Could you please share, as a cautionary tale, one specific way in which you have perceived international policies hindering the inclusiveness and quality of education in your country? Others are requested to do the same--or, to the contrary, tell us how international cooperation supported improvements in quality and inclusiveness of your country's education system.

Thank you,

Dan

Daniel,

I can give many ways to which International Policies hinder the inclusiveness and quality of education in my country but the deeper issue is the funding agencies that create the demand for supporting their ideologies. I can give a simple experience I recently got as an eye opener.

The offer of a grant by the DoS to develop a mechanism for Civil Society in the OAS Summit process. This was a great big brother type of gesture and the lead organisation won the project. The problem came when I had to sign the sub recipient contract. Would you believe I had to sign a contract that is telling me I have to adhere to laws of the US even though I am not a US citizen. I said I cannot as it compromises me as a citizen of TnT. I cannot obey laws from another country (much as I needed the money) in developing a body that will influence policy in my country. That will be seditious.

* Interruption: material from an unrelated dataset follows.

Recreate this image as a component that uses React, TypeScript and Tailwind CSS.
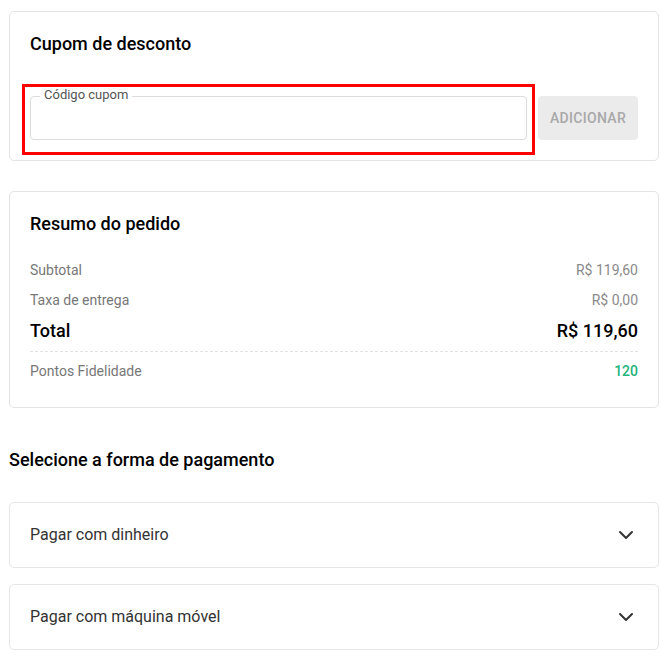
import { ChevronDown } from "lucide-react";

const rows = [
  { label: "Subtotal", value: "R$ 119,60" },
  { label: "Taxa de entrega", value: "R$ 0,00" },
];

const payments = ["Pagar com dinheiro", "Pagar com máquina móvel"];

export default function App() {
  return (
    <div
      className="min-h-screen bg-white pt-[11px] pl-[9px] text-[#1a1a1a]"
      style={{ fontFamily: "Roboto, 'Noto Sans', sans-serif" }}
    >
      <div className="w-[650px]">
        {/* Cupom */}
        <section className="rounded-[5px] border border-[#e4e4e4] px-5 pt-5 pb-5">
          <h2 className="text-[18px] font-medium leading-6 text-black">Cupom de desconto</h2>
          <div className="mt-10 flex items-center gap-[11px]">
            <div className="relative flex-1">
              <div className="pointer-events-none absolute -left-[8px] -right-[8px] -top-[12px] -bottom-[15px] border-[3px] border-[#ff0000]"></div>
              <div className="relative h-[44px] rounded-[4px] border border-[#dcdcdc]">
                <span className="absolute -top-[10px] left-[9px] bg-white px-1 text-[13px] leading-4 text-[#555]">
                  Código cupom
                </span>
              </div>
            </div>
            <button className="h-[44px] w-[100px] rounded-[4px] bg-[#ebebeb] text-[14px] font-medium tracking-[0.3px] text-[#a8a8a8]">
              ADICIONAR
            </button>
          </div>
        </section>

        {/* Resumo */}
        <section className="mt-[30px] rounded-[5px] border border-[#e4e4e4] px-5 pt-5 pb-[21px]">
          <h2 className="text-[18px] font-medium leading-6 text-black">Resumo do pedido</h2>
          <div className="mt-[19px]">
            {rows.map((r) => (
              <div key={r.label} className="flex h-[30px] items-center justify-between text-[14px]">
                <span className="text-[#777]">{r.label}</span>
                <span className="text-[#8a8a8a]">{r.value}</span>
              </div>
            ))}
            <div className="flex h-[30px] items-center justify-between text-[18px] font-medium text-black">
              <span>Total</span>
              <span>R$ 119,60</span>
            </div>
            <div className="mt-[6px] border-t border-dashed border-[#e2e2e2]"></div>
            <div className="mt-[4px] flex h-[30px] items-center justify-between text-[14px]">
              <span className="text-[#777]">Pontos Fidelidade</span>
              <span className="font-medium text-[#22b47c]">120</span>
            </div>
          </div>
        </section>

        {/* Pagamento */}
        <h2 className="mt-[40px] text-[18px] font-medium leading-6 text-black">
          Selecione a forma de pagamento
        </h2>
        <div className="mt-[30px] flex flex-col gap-[16px]">
          {payments.map((p) => (
            <div
              key={p}
              className="flex h-[66px] items-center justify-between rounded-[5px] border border-[#e6e6e6] pl-5 pr-5"
            >
              <span className="text-[16px] text-[#333]">{p}</span>
              <ChevronDown size={24} strokeWidth={2} className="text-[#333]" />
            </div>
          ))}
        </div>
      </div>
    </div>
  );
}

So then I was replaced by the lead organisation and replaced with another organisation to complete the task. I am now listed as an adviser to the process due to my experiences and knowledge of the OAS Summit process. I believe that it is about time these countries get their acts together and allow other countries to take their time to develop. The push to become develop or like them is the question. I am of the opinion that the USA is lacking in many human development skills. Look at what is taking place in the schools across the states. 

I propose that the development index carry a vertical dimension to its horizontal dimension in its evaluation. This will need a further discussion as an example will have to be produced.

Thank you again for allowing me to participate i nthis forum.